Likewise we seek to explain ourselves by referencing our thoughts, intentions and beliefs to their physical causes – to understand our actions in terms of the activities of the brain, as if the consummate properties of one state of reality can be understood in terms of the vacant properties of another – as if everything is actually something else and therefore the fact of change, the one thing we cannot really explain, doesn’t stand apart from what we know of its causes in terms of something else.  So we end up identifying, defining and explaining the nature of change by the activity of its cause; but everything is active and effects instantiate a different kind of activity in addition to the activity of their perceived causes.  Hence change is the true cause, the active cause of causality, the efficacy of the effect.  In fact everything in existence adds up to the inexplicable fact of change instantiating itself, as it was at the beginning of the universe.  

 

Ultimately, the ‘environmental causes’ of change are merely accompanying factors of change that do not explain its instantiation in terms of things changed or changing any more than they explain those environmental changes, or indeed, the initiation of an environment.  And no amount of environmental feedback can equate to or explain for us the change to cognition and explanation – though this amounts to our best attempt at understanding a potential that defies explanation, an inexplicable potential that is inherent to all things.  For the potential in change cannot be explained incidentally by the properties of things that differ, or by the differing properties of things that remain stable.  


Mike Laidler

Starting Points

Reality is a confluence of the is, the was and the will be. We live in a universe that is going somewhere in the process of becoming more than it was. We see ourselves in two worlds – the mental and the physical. Our mental world is characterised by thoughts and feelings, but it is not a world we can easily ascribe to a physical world outside. Yet we readily explain mentality in terms of its dependence on the physical, believing there can be no other source of its existence. This is because there is a part of the physical world that we claim as ours and identify with in our thoughts, namely the brain.

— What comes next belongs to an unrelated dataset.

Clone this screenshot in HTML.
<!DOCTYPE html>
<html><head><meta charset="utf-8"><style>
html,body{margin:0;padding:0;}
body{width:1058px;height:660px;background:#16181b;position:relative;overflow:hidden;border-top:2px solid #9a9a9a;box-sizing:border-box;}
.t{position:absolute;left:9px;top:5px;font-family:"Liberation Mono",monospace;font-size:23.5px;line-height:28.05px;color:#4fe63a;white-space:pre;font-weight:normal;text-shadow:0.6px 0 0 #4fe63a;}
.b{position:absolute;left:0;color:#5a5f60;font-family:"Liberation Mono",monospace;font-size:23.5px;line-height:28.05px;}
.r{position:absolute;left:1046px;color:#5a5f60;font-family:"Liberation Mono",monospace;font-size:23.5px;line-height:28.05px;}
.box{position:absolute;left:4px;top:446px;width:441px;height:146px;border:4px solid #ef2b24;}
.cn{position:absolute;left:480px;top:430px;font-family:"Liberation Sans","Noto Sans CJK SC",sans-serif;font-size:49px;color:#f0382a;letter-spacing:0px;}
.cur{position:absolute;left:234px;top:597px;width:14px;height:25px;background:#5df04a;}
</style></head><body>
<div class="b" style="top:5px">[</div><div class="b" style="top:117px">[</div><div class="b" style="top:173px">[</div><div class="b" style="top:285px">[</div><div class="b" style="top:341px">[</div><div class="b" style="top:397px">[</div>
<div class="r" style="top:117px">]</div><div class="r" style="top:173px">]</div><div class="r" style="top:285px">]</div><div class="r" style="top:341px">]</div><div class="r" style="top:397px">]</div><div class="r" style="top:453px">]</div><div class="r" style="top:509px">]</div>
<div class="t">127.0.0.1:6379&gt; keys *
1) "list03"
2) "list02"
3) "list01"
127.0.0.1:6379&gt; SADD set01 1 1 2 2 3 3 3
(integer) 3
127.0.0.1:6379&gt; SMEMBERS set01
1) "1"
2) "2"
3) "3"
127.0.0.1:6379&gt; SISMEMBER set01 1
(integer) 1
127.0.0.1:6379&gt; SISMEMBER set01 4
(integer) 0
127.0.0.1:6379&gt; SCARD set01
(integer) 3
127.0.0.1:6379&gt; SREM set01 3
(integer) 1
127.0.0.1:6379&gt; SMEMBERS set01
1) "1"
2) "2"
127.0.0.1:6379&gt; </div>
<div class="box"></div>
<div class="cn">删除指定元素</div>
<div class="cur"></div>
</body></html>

So we bear witness to an externality that merges with our subjective internality; but this is not an explanation because we also know that these two realities are worlds apart, unless we mean to claim that the physical world already incorporates a primitive form of consciousness. However, no explanation has ever done justice to our perspective on the difference, a perspective that occurs only because we have crossed the threshold into subjectivity.

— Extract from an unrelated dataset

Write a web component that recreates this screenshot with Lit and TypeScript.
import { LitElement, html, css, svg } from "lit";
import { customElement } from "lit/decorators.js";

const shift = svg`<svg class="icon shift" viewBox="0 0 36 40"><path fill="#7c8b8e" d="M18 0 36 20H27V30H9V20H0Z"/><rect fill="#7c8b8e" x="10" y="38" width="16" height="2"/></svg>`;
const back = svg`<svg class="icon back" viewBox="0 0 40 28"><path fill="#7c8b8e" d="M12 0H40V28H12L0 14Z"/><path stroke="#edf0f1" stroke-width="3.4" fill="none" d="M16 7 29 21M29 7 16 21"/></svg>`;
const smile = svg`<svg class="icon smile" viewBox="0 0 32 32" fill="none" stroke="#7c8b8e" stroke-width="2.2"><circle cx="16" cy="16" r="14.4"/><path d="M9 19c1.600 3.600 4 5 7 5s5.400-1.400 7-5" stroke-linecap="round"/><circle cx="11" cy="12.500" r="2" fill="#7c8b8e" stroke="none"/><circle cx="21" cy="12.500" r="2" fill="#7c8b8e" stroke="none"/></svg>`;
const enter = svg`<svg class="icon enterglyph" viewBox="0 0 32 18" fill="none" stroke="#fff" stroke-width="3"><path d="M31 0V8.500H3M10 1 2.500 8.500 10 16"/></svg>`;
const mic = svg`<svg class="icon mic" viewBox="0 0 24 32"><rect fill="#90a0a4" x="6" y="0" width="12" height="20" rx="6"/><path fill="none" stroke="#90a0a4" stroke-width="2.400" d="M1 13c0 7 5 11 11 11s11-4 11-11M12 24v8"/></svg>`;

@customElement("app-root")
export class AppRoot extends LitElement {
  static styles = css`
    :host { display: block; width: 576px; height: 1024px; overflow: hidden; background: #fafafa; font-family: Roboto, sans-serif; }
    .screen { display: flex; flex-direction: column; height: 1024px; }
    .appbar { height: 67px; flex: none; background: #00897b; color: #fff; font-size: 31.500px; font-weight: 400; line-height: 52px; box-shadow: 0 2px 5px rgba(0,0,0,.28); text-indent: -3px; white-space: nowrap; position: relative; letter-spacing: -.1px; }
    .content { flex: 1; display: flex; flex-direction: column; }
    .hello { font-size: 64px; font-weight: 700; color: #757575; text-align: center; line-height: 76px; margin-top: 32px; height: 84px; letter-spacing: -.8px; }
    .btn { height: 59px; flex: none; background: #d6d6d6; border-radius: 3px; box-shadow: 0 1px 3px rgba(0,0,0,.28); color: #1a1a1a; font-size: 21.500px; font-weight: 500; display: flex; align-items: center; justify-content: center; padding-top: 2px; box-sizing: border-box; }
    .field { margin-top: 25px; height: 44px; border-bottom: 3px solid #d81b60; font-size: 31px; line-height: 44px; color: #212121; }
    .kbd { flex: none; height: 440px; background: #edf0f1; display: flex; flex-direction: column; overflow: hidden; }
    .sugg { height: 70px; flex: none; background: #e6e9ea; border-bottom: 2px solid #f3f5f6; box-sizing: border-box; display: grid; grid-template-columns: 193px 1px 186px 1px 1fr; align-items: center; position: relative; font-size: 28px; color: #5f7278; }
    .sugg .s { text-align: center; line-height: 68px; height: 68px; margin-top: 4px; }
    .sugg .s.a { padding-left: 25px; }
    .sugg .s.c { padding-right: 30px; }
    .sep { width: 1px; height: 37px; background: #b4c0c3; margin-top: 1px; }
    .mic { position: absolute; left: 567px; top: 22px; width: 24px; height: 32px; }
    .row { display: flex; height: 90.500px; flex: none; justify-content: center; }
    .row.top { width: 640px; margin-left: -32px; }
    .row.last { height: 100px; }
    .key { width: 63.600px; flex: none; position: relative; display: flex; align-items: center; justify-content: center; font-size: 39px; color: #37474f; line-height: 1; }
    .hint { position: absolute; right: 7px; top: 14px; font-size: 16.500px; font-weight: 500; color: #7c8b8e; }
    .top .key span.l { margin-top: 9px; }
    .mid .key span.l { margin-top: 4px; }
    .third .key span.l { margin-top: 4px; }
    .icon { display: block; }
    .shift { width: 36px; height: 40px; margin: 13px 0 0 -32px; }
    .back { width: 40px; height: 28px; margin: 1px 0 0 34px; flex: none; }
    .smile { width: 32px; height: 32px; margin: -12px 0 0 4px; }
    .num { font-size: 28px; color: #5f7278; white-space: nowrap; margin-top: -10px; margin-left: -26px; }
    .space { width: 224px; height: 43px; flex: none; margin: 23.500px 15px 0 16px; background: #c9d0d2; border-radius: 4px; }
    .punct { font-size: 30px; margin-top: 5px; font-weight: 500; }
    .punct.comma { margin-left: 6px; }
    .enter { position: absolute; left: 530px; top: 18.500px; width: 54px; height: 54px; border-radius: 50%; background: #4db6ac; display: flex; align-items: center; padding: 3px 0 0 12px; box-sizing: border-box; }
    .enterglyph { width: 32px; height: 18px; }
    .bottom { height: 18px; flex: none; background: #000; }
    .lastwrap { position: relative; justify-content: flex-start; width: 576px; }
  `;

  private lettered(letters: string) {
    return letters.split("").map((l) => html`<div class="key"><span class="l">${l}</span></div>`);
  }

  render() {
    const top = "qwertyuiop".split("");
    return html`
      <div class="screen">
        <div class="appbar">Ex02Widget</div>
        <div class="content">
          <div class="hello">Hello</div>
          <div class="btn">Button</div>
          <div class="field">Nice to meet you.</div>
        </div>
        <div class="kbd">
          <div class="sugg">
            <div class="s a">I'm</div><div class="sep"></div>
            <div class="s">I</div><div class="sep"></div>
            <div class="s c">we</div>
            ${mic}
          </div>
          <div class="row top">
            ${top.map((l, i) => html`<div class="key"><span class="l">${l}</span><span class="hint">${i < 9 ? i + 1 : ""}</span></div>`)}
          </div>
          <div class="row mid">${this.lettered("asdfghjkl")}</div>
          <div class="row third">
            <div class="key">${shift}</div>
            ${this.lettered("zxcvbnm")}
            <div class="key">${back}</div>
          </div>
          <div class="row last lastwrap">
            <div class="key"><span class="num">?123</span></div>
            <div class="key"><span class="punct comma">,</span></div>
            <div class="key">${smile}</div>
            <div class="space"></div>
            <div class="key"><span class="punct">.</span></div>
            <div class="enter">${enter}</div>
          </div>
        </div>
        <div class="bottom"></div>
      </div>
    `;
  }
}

Then is it not feasible to take our ideas off in another direction, beginning with the idea that subjectivity is a distinct property of existence that manifests in the physical under specific conditions, an example being ourselves? But still we are left with unsolved puzzles – of the origins of subjectivity in particular and physical existence in general, which remain unexplained, yet which we temporarily believe to be explained, at least in our case, by their observable association.

Perhaps we confound ourselves in thinking that change is explicable by tracing it to the point from which it is first observed. This is a rational notion so far as the observation of starting-points allows, but it soon becomes dubious when we try to hang onto the idea that change is explicable as a property of the things changing, as if change itself can be explained by those things as they were, unchanged and insensible – as if everything has to be the one thing, of the one nature, because it all has to have the same starting point.

© Mike Laidler 2015

Strong Personality

It is said that science tells us who we are and how we got here, but there is also something about us that tells us what science is and where it is going.

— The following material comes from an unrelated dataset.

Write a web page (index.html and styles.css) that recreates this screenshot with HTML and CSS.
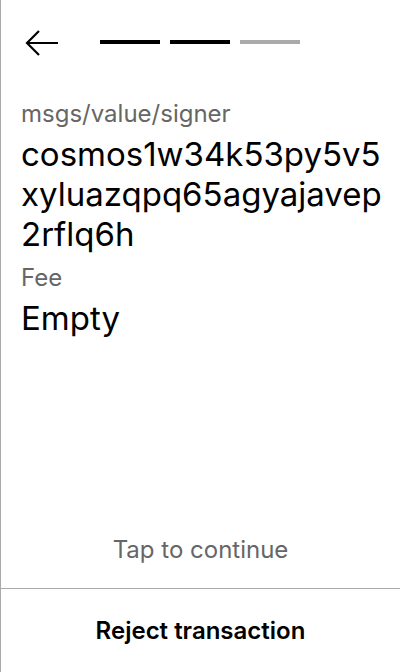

Science teaches us there is something about personality that we overlook in treating it as a personal possession.  Personality is not a fact locked-away inside us, or a thing fixed in ‘the self’; it is also a property of nature, culture and the universe at large.  But as a property of nature, it changes the nature of nature – the nature of change being a moot point that we tend to overlook both personally and scientifically.

Everything is subject to change: we change, nature diversifies, the universe evolves, and in the process something ‘impossible’ happens – things become more than they were – and the same thing happens to the nature of nature.  Likewise, personal existence is embedded in nature yet marks a dramatic shift in the nature of nature.  It opens up new boundaries of possibility with planned designs and purposes that defy scientific definitions of what nature is and does.

Personality is a strong force for change, a power in the universe, which we treat as a weak force, mirroring our weaknesses to the extent that we regard it as belonging to us as a property confined to our nature.  However the very thing we strive to possess on our terms is the very thing we are bound to lose; whereas personal existence, as a property of the universe, endures in the nature of change as it shapes, transforms, and elevates.

Everything ‘got here’ through powers of change and everything is subject to changes that herald further expansions of power.  ‘Impossibilities’ are overcome, evincing the magnitude of change in realities and realisations newly transformed.  Staying as we are defines our incompletes and defies nature in a reality we try to make of ourselves and keep for ourselves.  Change invites us to become something more, to grow into life by leaving something behind, thereby to gain capacities and faculties we never had – as did nature ‘in itself’.